[Web page code records]
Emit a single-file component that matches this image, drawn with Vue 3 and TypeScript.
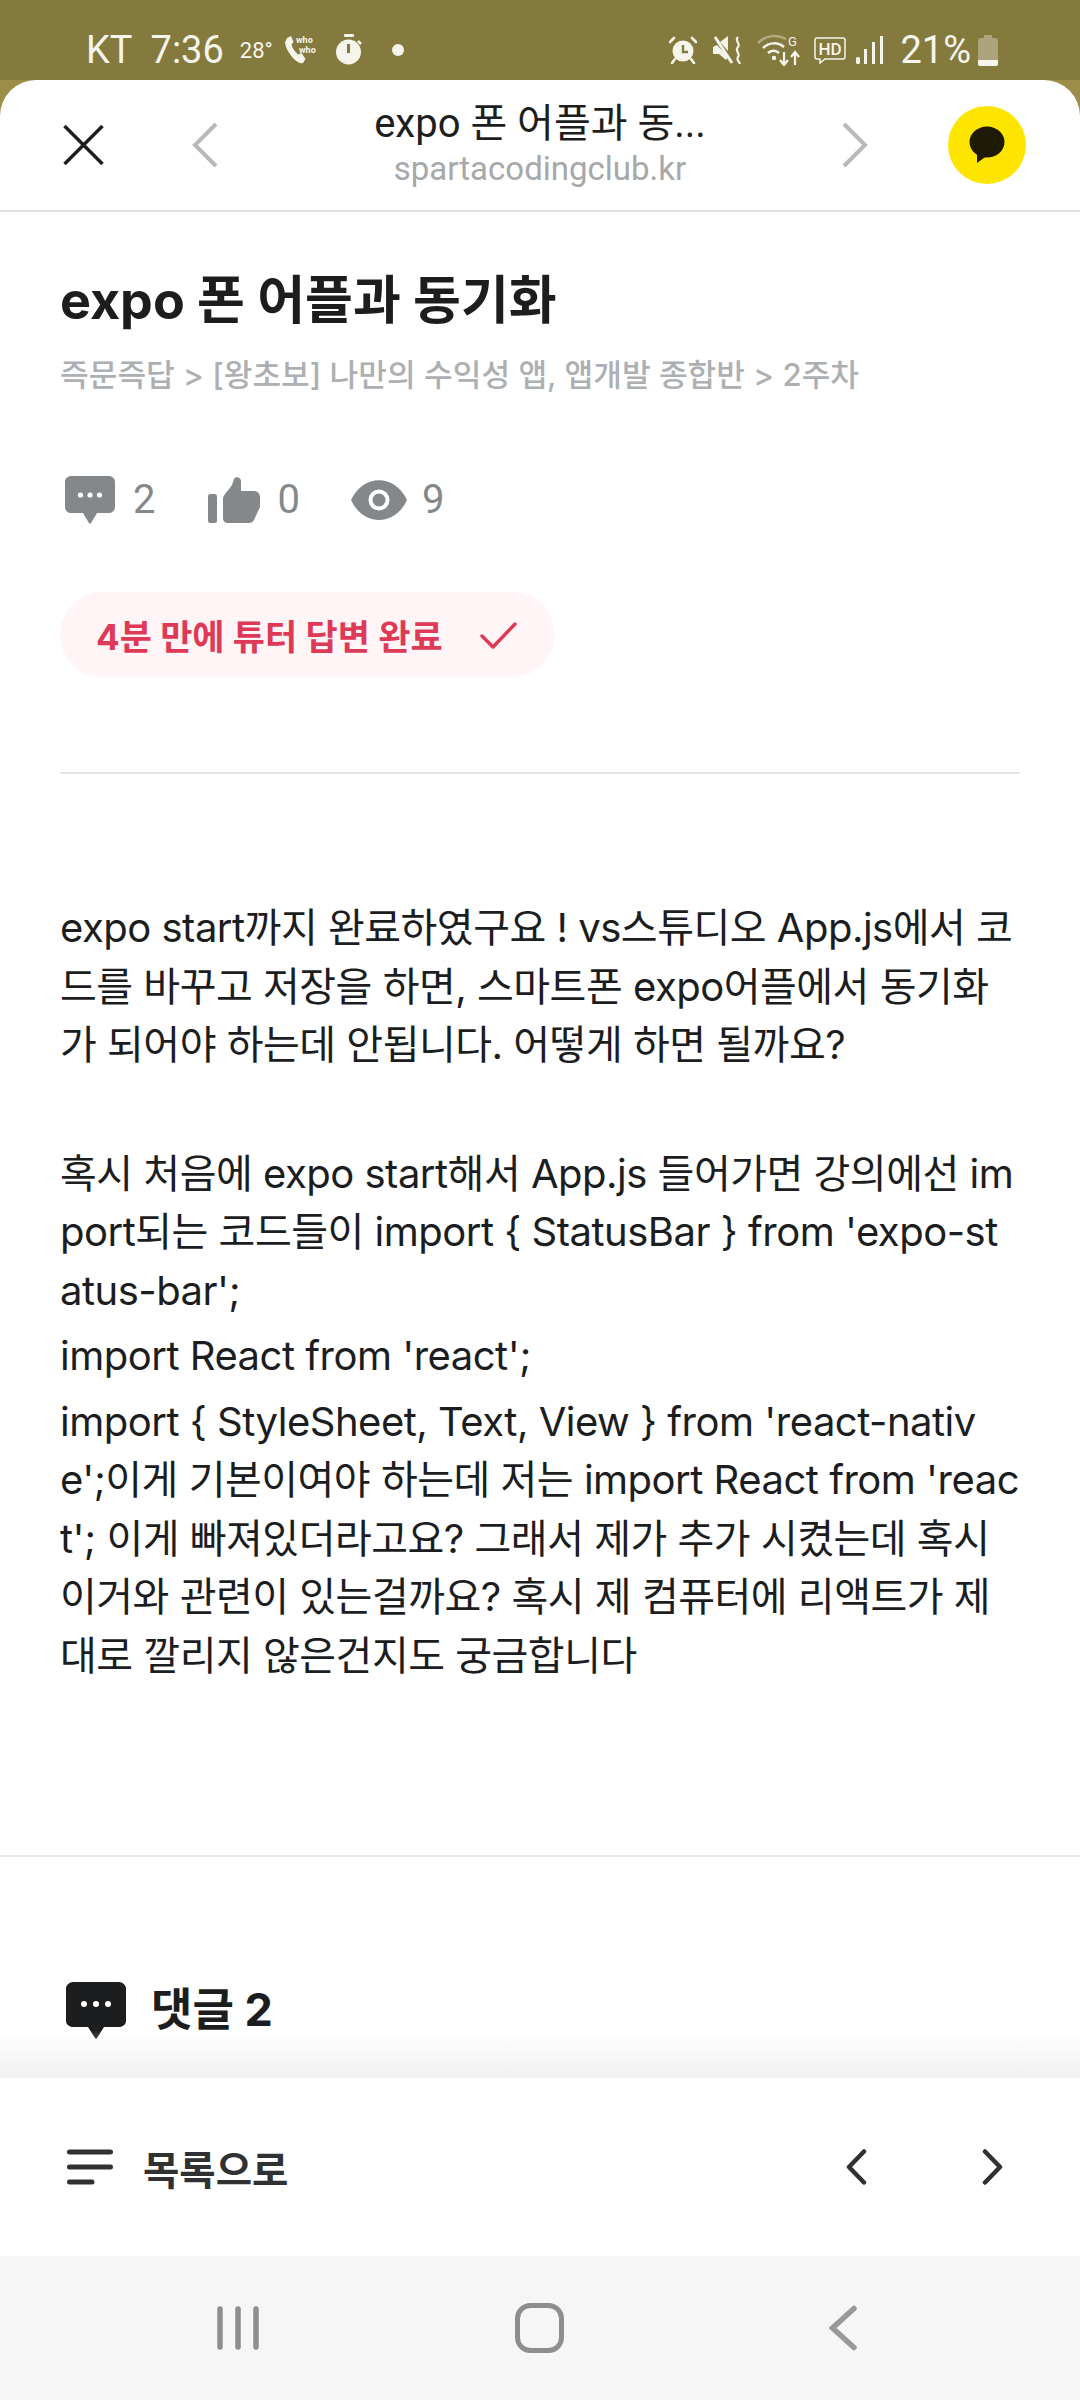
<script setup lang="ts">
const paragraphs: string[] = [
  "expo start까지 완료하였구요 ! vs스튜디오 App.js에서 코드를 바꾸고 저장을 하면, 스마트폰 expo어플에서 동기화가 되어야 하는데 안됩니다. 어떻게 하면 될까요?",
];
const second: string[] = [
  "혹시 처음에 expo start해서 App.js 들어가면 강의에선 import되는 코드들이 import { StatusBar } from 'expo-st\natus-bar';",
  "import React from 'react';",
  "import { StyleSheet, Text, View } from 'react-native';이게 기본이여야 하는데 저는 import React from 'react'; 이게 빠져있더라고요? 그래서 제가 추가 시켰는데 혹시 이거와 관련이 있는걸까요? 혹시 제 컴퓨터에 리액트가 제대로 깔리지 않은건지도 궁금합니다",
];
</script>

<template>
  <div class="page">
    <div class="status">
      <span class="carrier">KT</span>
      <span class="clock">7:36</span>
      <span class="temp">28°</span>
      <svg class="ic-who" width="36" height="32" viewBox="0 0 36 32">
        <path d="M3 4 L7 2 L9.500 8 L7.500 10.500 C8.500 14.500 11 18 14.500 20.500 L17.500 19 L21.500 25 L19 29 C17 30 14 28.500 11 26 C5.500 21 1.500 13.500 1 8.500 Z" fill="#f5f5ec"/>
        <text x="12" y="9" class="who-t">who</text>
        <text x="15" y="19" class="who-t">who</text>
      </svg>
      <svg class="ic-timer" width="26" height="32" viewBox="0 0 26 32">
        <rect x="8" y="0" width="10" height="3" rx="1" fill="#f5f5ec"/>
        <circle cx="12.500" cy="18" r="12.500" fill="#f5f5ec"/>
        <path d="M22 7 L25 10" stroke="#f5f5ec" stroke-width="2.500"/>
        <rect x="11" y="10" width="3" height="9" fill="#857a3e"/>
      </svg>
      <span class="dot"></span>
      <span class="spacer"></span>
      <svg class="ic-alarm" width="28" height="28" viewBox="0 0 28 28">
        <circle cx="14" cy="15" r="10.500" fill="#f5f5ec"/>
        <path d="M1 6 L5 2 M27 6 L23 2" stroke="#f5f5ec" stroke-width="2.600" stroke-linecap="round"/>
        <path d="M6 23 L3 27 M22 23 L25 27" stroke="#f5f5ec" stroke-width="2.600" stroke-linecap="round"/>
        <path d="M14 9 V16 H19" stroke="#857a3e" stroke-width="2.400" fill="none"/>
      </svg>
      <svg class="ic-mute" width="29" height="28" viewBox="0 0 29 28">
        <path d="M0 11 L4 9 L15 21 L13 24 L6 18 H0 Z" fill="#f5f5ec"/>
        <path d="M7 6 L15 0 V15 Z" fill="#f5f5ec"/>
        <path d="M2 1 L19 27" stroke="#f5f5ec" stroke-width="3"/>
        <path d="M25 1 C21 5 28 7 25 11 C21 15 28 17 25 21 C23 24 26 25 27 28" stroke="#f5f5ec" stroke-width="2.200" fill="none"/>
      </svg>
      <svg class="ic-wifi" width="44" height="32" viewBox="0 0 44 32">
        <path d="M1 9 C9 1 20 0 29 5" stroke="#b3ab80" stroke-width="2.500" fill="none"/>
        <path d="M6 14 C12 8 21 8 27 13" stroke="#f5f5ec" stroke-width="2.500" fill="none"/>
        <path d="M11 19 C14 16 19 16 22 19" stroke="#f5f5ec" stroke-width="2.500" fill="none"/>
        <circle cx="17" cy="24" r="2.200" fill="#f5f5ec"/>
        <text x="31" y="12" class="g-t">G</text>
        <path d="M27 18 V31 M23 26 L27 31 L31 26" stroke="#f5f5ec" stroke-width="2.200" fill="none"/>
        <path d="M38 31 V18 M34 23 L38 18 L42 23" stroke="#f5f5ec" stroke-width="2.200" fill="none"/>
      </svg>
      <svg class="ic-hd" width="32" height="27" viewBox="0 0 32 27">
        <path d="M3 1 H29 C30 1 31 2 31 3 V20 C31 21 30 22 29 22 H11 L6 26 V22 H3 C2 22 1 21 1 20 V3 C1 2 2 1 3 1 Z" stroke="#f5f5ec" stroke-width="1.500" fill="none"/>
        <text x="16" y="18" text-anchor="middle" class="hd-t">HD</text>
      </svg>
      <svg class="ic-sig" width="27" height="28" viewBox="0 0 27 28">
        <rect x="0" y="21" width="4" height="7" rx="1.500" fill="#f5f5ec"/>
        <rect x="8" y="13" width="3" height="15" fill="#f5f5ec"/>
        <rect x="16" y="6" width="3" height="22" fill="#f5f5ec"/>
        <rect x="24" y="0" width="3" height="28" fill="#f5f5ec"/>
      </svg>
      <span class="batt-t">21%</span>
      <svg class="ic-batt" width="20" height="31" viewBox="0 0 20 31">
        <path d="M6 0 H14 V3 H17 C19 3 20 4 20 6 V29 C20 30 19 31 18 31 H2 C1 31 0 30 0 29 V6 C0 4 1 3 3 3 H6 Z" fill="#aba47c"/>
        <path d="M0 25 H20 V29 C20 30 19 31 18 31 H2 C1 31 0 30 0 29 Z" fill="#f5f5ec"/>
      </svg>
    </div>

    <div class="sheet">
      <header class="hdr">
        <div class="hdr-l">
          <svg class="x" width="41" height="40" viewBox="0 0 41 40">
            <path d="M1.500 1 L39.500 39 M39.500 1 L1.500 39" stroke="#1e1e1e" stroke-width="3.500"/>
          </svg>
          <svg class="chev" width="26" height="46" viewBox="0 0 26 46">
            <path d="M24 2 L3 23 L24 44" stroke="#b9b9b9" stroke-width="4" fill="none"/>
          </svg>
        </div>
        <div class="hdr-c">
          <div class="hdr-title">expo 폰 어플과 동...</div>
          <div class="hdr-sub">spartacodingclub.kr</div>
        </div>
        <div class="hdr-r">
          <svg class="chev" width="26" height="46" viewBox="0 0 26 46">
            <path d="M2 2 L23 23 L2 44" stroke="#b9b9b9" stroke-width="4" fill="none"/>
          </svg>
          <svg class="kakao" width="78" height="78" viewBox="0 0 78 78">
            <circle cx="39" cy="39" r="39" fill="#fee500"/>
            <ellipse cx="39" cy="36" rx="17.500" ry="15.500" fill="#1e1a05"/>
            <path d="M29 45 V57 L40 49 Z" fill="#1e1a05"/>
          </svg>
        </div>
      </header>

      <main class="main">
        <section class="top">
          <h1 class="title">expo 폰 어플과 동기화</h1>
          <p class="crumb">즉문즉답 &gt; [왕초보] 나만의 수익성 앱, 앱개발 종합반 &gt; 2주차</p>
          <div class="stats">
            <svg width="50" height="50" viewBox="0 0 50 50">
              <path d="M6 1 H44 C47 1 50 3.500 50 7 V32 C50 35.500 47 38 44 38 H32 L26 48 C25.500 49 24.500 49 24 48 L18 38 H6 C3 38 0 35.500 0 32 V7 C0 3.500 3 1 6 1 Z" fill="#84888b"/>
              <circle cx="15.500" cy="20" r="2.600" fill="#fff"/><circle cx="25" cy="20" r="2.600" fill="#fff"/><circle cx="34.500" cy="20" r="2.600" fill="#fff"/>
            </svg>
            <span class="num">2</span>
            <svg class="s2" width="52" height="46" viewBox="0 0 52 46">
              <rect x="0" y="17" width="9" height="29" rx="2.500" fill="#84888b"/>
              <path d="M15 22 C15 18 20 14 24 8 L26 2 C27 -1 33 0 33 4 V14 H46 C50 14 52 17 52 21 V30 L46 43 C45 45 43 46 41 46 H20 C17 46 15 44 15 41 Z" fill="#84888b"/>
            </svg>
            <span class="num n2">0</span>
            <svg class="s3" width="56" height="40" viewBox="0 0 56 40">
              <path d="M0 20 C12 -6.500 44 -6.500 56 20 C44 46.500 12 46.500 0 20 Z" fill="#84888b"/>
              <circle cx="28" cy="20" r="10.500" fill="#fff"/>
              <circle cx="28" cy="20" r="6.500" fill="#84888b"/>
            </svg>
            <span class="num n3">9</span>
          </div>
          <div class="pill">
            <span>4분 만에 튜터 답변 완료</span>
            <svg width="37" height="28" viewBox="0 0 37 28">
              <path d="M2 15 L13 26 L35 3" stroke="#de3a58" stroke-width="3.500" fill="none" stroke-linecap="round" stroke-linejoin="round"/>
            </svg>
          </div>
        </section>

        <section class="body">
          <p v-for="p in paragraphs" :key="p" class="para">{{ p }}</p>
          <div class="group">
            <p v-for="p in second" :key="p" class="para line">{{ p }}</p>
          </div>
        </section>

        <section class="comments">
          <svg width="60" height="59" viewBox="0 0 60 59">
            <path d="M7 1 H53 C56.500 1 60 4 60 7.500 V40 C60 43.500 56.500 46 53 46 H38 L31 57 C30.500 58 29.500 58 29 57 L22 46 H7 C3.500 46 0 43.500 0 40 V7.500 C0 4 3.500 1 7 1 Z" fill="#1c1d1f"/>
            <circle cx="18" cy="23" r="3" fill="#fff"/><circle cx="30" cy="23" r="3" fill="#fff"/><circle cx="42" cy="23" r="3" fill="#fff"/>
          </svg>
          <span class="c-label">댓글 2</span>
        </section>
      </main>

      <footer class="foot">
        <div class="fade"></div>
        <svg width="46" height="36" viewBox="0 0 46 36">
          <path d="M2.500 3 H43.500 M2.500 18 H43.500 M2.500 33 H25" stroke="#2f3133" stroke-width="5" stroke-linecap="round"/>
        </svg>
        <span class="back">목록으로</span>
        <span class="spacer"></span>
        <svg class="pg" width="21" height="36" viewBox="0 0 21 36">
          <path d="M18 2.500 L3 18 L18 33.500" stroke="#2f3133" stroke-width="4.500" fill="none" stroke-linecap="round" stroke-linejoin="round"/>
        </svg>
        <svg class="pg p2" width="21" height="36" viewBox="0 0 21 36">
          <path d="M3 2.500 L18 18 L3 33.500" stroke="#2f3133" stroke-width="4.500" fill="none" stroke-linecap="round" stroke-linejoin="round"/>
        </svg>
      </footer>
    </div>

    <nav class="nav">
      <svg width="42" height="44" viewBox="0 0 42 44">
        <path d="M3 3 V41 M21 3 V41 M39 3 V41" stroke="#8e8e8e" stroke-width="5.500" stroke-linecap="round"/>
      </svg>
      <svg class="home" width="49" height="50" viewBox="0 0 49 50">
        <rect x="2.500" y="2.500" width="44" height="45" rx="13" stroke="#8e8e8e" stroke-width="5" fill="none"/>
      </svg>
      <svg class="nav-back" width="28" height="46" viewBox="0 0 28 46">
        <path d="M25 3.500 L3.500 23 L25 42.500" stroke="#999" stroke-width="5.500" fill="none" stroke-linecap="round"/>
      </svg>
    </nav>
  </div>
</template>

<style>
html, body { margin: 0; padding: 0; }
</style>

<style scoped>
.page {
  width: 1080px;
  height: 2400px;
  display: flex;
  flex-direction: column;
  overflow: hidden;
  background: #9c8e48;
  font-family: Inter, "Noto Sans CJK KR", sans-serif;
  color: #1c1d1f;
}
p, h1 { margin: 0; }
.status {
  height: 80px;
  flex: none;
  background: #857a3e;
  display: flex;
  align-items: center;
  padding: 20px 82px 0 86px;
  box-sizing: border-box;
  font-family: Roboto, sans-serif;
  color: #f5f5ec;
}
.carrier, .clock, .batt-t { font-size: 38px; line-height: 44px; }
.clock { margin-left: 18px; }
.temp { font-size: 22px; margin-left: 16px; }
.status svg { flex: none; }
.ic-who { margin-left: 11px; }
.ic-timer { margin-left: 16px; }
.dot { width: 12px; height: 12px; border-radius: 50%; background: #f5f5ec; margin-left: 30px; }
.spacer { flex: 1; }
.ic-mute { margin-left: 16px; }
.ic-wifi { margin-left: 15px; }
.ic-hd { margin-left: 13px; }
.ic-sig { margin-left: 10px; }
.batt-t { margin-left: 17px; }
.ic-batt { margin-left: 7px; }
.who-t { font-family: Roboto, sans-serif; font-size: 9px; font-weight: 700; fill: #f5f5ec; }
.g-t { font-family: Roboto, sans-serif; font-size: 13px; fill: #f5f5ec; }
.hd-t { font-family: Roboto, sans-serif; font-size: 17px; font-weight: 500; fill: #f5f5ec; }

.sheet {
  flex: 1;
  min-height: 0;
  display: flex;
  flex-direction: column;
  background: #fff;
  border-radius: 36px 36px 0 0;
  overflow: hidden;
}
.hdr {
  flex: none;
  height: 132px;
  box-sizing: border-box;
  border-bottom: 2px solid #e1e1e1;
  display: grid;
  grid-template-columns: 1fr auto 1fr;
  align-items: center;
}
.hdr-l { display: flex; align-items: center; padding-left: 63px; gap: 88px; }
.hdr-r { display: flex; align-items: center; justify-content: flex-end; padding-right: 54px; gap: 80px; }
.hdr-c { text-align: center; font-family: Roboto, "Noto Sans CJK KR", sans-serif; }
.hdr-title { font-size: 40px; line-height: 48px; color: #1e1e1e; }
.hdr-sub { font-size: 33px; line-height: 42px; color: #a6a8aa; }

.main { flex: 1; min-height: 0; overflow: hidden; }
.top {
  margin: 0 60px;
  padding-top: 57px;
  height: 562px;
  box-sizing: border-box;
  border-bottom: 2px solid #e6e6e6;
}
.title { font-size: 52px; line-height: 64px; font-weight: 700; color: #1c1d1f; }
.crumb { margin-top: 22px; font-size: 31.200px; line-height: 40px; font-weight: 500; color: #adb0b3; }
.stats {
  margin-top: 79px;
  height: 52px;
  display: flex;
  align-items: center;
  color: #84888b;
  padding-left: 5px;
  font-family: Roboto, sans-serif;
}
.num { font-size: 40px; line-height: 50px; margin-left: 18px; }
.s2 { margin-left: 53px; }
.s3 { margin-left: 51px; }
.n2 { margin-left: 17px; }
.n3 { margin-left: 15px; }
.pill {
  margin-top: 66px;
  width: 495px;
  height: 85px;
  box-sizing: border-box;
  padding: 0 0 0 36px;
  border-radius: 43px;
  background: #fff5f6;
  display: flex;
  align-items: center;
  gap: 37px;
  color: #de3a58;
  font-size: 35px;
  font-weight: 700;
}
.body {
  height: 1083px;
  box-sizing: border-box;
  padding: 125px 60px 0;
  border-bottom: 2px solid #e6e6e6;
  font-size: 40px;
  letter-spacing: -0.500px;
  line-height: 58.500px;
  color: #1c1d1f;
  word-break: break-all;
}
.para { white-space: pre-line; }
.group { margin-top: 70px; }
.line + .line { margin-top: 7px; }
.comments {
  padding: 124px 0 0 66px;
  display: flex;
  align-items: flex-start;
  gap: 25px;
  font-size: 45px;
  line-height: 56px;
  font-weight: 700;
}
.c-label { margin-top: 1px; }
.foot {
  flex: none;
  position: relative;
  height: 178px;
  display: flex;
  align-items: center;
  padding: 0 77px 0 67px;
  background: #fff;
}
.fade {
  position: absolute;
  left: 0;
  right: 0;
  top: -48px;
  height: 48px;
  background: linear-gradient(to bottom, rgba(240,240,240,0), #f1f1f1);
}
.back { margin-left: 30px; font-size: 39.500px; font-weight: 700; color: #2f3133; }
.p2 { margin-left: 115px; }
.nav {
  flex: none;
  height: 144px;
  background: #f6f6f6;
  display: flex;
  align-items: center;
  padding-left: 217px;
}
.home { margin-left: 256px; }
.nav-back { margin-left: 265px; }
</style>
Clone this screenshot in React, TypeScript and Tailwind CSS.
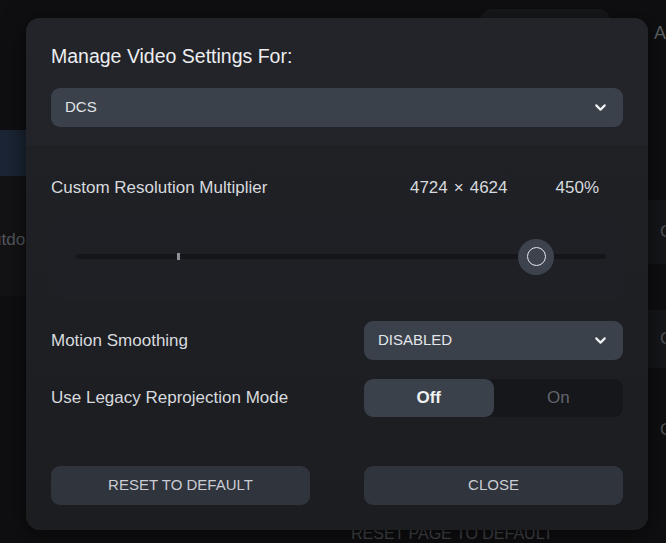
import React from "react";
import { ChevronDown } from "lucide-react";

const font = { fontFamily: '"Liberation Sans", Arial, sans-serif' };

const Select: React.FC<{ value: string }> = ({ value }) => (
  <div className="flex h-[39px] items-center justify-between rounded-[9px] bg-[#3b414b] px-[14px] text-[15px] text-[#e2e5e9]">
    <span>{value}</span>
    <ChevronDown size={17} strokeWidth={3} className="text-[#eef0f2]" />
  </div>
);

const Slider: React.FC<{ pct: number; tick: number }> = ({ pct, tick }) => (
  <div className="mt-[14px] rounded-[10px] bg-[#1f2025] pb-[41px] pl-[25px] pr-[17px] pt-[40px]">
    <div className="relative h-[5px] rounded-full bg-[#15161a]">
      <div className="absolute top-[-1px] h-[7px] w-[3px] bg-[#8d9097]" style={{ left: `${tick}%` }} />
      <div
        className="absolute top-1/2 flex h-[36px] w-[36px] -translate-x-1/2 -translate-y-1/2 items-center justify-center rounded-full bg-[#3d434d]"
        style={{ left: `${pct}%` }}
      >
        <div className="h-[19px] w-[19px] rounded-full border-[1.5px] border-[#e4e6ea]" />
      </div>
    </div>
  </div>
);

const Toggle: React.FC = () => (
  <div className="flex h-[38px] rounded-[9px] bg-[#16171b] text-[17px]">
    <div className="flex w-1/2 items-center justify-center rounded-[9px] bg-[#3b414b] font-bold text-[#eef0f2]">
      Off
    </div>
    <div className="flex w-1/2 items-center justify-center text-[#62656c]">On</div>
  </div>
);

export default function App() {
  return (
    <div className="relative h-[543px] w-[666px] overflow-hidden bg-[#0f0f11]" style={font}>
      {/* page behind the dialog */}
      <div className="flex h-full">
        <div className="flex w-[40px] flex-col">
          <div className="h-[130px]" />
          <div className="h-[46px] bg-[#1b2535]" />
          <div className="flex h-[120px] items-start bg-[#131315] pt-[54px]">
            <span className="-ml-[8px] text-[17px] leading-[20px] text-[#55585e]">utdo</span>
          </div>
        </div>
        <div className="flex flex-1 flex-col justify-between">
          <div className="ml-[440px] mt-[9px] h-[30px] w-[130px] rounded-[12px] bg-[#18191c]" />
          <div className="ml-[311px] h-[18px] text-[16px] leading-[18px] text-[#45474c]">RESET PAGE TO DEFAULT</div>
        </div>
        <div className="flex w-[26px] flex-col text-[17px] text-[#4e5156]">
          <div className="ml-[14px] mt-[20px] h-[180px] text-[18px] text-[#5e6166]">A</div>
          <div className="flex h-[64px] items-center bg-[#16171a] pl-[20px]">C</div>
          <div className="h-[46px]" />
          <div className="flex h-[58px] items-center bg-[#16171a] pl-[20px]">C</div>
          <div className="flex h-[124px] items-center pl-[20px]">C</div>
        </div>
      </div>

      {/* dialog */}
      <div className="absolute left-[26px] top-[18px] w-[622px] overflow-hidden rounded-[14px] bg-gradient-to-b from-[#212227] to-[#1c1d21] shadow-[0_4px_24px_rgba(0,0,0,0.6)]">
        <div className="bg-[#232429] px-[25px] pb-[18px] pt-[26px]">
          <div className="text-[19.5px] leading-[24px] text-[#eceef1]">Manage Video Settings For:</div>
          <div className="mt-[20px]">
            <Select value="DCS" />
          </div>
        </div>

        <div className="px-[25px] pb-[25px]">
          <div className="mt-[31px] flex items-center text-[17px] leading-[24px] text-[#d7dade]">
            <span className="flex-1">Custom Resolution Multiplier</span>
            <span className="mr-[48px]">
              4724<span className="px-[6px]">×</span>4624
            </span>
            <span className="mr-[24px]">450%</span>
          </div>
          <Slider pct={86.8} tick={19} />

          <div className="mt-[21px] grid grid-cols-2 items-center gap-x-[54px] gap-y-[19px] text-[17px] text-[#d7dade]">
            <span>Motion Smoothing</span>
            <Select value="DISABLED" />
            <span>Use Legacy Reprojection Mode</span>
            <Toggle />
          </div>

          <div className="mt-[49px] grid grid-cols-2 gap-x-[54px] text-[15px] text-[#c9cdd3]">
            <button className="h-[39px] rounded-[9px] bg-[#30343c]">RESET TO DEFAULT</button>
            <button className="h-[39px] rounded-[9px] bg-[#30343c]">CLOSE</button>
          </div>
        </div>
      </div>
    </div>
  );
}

• BRIEF:
Check each line of the records for the word "TypeScript", and show the lines that contain it.

• EXERCISE RESPONSE:
Emit a single-file component that matches this image, drawn with Vue 3 and TypeScript.
Clone this screenshot in React, TypeScript and Tailwind CSS.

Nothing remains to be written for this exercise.